**GIVEN REQUEST**
Repeat the material verbatim and drop the pictures.
%%
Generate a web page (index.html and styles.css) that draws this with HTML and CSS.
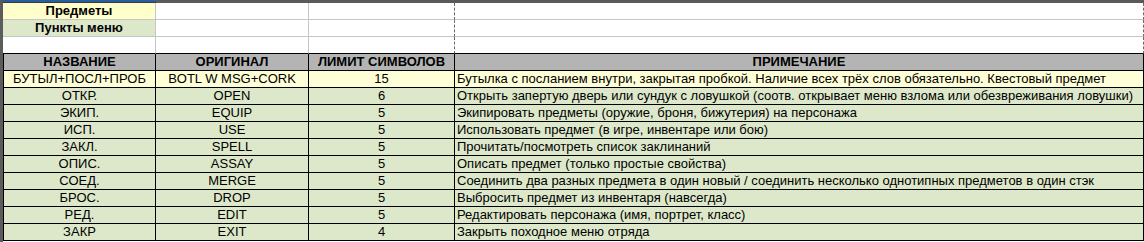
FILE: index.html
```html
<!DOCTYPE html>
<html lang="ru">
<head>
<meta charset="utf-8">
<link rel="stylesheet" href="styles.css">
</head>
<body>
<div class="topbar"><div class="corner"></div><div class="sel"></div><div class="rest"></div></div>
<div class="main">
  <div class="leftbar"></div>
  <div class="sheet">
    <div class="c a yl b">Предметы</div><div class="c"></div><div class="c pb"></div><div class="c pb"></div>
    <div class="c a gr b">Пункты меню</div><div class="c"></div><div class="c pb"></div><div class="c pb"></div>
    <div class="c k"></div><div class="c k"></div><div class="c pb k"></div><div class="c pb k"></div>

    <div class="t h">НАЗВАНИЕ</div><div class="t h">ОРИГИНАЛ</div><div class="t h">ЛИМИТ СИМВОЛОВ</div><div class="t h">ПРИМЕЧАНИЕ</div>

    <div class="t yl2">БУТЫЛ+ПОСЛ+ПРОБ</div><div class="t yl2">BOTL W MSG+CORK</div><div class="t yl2">15</div><div class="t yl2 n">Бутылка с посланием внутри, закрытая пробкой. Наличие всех трёх слов обязательно. Квестовый предмет</div>

    <div class="t gr">ОТКР.</div><div class="t gr">OPEN</div><div class="t gr">6</div><div class="t gr n">Открыть запертую дверь или сундук с ловушкой (соотв. открывает меню взлома или обезвреживания ловушки)</div>
    <div class="t gr">ЭКИП.</div><div class="t gr">EQUIP</div><div class="t gr">5</div><div class="t gr n">Экипировать предметы (оружие, броня, бижутерия) на персонажа</div>
    <div class="t gr">ИСП.</div><div class="t gr">USE</div><div class="t gr">5</div><div class="t gr n">Использовать предмет (в игре, инвентаре или бою)</div>
    <div class="t gr">ЗАКЛ.</div><div class="t gr">SPELL</div><div class="t gr">5</div><div class="t gr n">Прочитать/посмотреть список заклинаний</div>
    <div class="t gr">ОПИС.</div><div class="t gr">ASSAY</div><div class="t gr">5</div><div class="t gr n">Описать предмет (только простые свойства)</div>
    <div class="t gr">СОЕД.</div><div class="t gr">MERGE</div><div class="t gr">5</div><div class="t gr n">Соединить два разных предмета в один новый / соединить несколько однотипных предметов в один стэк</div>
    <div class="t gr">БРОС.</div><div class="t gr">DROP</div><div class="t gr">5</div><div class="t gr n">Выбросить предмет из инвентаря (навсегда)</div>
    <div class="t gr">РЕД.</div><div class="t gr">EDIT</div><div class="t gr">5</div><div class="t gr n">Редактировать персонажа (имя, портрет, класс)</div>
    <div class="t gr">ЗАКР</div><div class="t gr">EXIT</div><div class="t gr">4</div><div class="t gr n">Закрыть походное меню отряда</div>
  </div>
</div>
</body>
</html>
```

FILE: styles.css
```css
html, body {
  margin: 0;
  padding: 0;
  background: #ffffff;
  font-family: "Liberation Sans", Arial, sans-serif;
  font-size: 13px;
  color: #000;
}
.topbar {
  display: flex;
  height: 3px;
}
.corner { width: 3px; background: #5a5a5a; }
.sel { width: 153px; background: #2a5f9e; border-bottom: 1px solid #3a3a3a; box-sizing: border-box; }
.rest { flex: 1; background: #5a5a5a; }
.main {
  display: flex;
  height: 239px;
}
.leftbar {
  width: 3px;
  background: #5c5c5c;
}
.sheet {
  display: grid;
  grid-template-columns: 153px 153px 146px 689px;
  grid-auto-rows: 17px;
  align-content: start;
}
.c, .t {
  box-sizing: border-box;
  border-right: 1px solid #c6c6c6;
  border-bottom: 1px solid #c6c6c6;
  line-height: 16px;
  text-align: center;
  white-space: nowrap;
  overflow: hidden;
}
.pb {
  border-right: 1px dashed #6a6a6a;
}
.k {
  border-bottom-color: #000;
}
.b { font-weight: bold; }
.t {
  border-right-color: #000;
  border-bottom-color: #000;
}
.t:nth-child(4n+1) {
  border-left: 1px solid #000;
}
.h {
  background: #b4b4b4;
  font-weight: bold;
}
.yl { background: #ffffcc; }
.yl2 { background: #ffffd7; }
.gr { background: #dde8cb; }
.n {
  text-align: left;
  padding-left: 2px;
}
```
%%
**SOLVED PROBLEM**
Generate a web page (index.html and styles.css) that draws this with HTML and CSS.
FILE: index.html
```html
<!DOCTYPE html>
<html lang="ru">
<head>
<meta charset="utf-8">
<link rel="stylesheet" href="styles.css">
</head>
<body>
<div class="topbar"><div class="corner"></div><div class="sel"></div><div class="rest"></div></div>
<div class="main">
  <div class="leftbar"></div>
  <div class="sheet">
    <div class="c a yl b">Предметы</div><div class="c"></div><div class="c pb"></div><div class="c pb"></div>
    <div class="c a gr b">Пункты меню</div><div class="c"></div><div class="c pb"></div><div class="c pb"></div>
    <div class="c k"></div><div class="c k"></div><div class="c pb k"></div><div class="c pb k"></div>

    <div class="t h">НАЗВАНИЕ</div><div class="t h">ОРИГИНАЛ</div><div class="t h">ЛИМИТ СИМВОЛОВ</div><div class="t h">ПРИМЕЧАНИЕ</div>

    <div class="t yl2">БУТЫЛ+ПОСЛ+ПРОБ</div><div class="t yl2">BOTL W MSG+CORK</div><div class="t yl2">15</div><div class="t yl2 n">Бутылка с посланием внутри, закрытая пробкой. Наличие всех трёх слов обязательно. Квестовый предмет</div>

    <div class="t gr">ОТКР.</div><div class="t gr">OPEN</div><div class="t gr">6</div><div class="t gr n">Открыть запертую дверь или сундук с ловушкой (соотв. открывает меню взлома или обезвреживания ловушки)</div>
    <div class="t gr">ЭКИП.</div><div class="t gr">EQUIP</div><div class="t gr">5</div><div class="t gr n">Экипировать предметы (оружие, броня, бижутерия) на персонажа</div>
    <div class="t gr">ИСП.</div><div class="t gr">USE</div><div class="t gr">5</div><div class="t gr n">Использовать предмет (в игре, инвентаре или бою)</div>
    <div class="t gr">ЗАКЛ.</div><div class="t gr">SPELL</div><div class="t gr">5</div><div class="t gr n">Прочитать/посмотреть список заклинаний</div>
    <div class="t gr">ОПИС.</div><div class="t gr">ASSAY</div><div class="t gr">5</div><div class="t gr n">Описать предмет (только простые свойства)</div>
    <div class="t gr">СОЕД.</div><div class="t gr">MERGE</div><div class="t gr">5</div><div class="t gr n">Соединить два разных предмета в один новый / соединить несколько однотипных предметов в один стэк</div>
    <div class="t gr">БРОС.</div><div class="t gr">DROP</div><div class="t gr">5</div><div class="t gr n">Выбросить предмет из инвентаря (навсегда)</div>
    <div class="t gr">РЕД.</div><div class="t gr">EDIT</div><div class="t gr">5</div><div class="t gr n">Редактировать персонажа (имя, портрет, класс)</div>
    <div class="t gr">ЗАКР</div><div class="t gr">EXIT</div><div class="t gr">4</div><div class="t gr n">Закрыть походное меню отряда</div>
  </div>
</div>
</body>
</html>
```

FILE: styles.css
```css
html, body {
  margin: 0;
  padding: 0;
  background: #ffffff;
  font-family: "Liberation Sans", Arial, sans-serif;
  font-size: 13px;
  color: #000;
}
.topbar {
  display: flex;
  height: 3px;
}
.corner { width: 3px; background: #5a5a5a; }
.sel { width: 153px; background: #2a5f9e; border-bottom: 1px solid #3a3a3a; box-sizing: border-box; }
.rest { flex: 1; background: #5a5a5a; }
.main {
  display: flex;
  height: 239px;
}
.leftbar {
  width: 3px;
  background: #5c5c5c;
}
.sheet {
  display: grid;
  grid-template-columns: 153px 153px 146px 689px;
  grid-auto-rows: 17px;
  align-content: start;
}
.c, .t {
  box-sizing: border-box;
  border-right: 1px solid #c6c6c6;
  border-bottom: 1px solid #c6c6c6;
  line-height: 16px;
  text-align: center;
  white-space: nowrap;
  overflow: hidden;
}
.pb {
  border-right: 1px dashed #6a6a6a;
}
.k {
  border-bottom-color: #000;
}
.b { font-weight: bold; }
.t {
  border-right-color: #000;
  border-bottom-color: #000;
}
.t:nth-child(4n+1) {
  border-left: 1px solid #000;
}
.h {
  background: #b4b4b4;
  font-weight: bold;
}
.yl { background: #ffffcc; }
.yl2 { background: #ffffd7; }
.gr { background: #dde8cb; }
.n {
  text-align: left;
  padding-left: 2px;
}
```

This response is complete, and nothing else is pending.